The abstracted, disconnected realities of the Westminster Bubble – or even many local councils – seem like the absolute last places to expect this kind of change to occur. Thanks to the calculating realpolitik of the party system, and because ‘urgent necessity’ is not in the vocabulary of the (still vastly white/male/wealthy) privilege that dominates ‘Big P’ politics, I feel we are far better off looking to one another for change.
For better and worse, passion and urgent need are in no short supply almost everywhere else you look, as the dual threats of climate chaos and austerity make themselves felt. But passion and need can struggle to see shared interests beyond the confines of locality and individual relationships. So why not start where we are?
But here’s the anarchist/radical social democrat divide: where do we place our faith – in people, or ‘the system’? Our choice is whether we believe the institution with the structural reach to create massive change will do so, in spite of decades and centuries of evidence to the contrary? Or do we believe that a vast number of smaller scale changes will collectively add up to the big change we need, though we have yet to see a sufficiently sizable example where this is actually the case? Without being able to reliably predict the future, where do we place our bets?

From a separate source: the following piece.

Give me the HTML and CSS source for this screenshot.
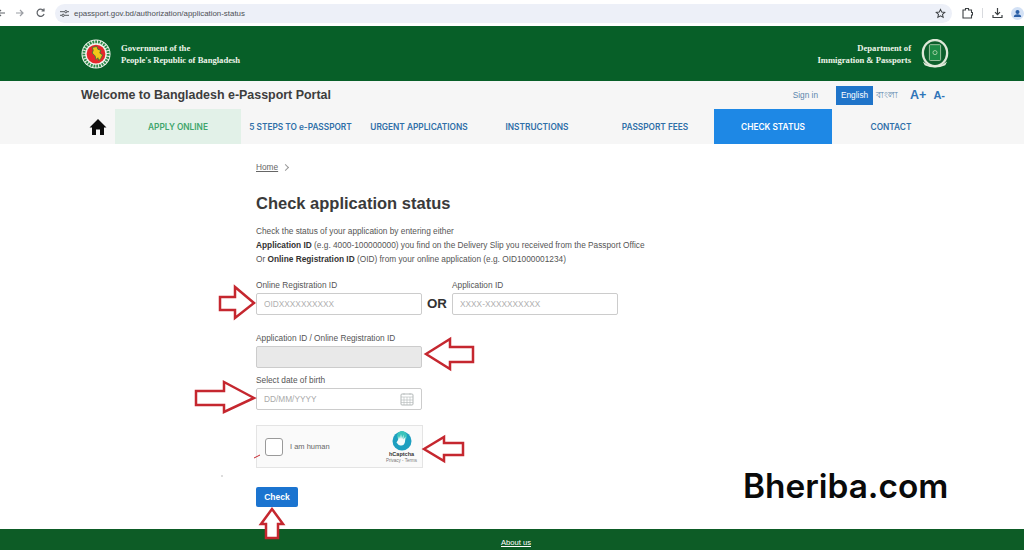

Goss leaves her poker chips on the side of the system. I’m more inclined to believe in people. Neither of us can know for sure if either path will get us to where we need to be, but she’s opened a door and given us the space to learn from one another. So while I sometimes cringed at her suggestions as to how she imagines social change will occur, I appreciate that she has forged common ground between us and so many others, and admire her efforts to start a new conversation. Which is probably the best endorsement this book could get.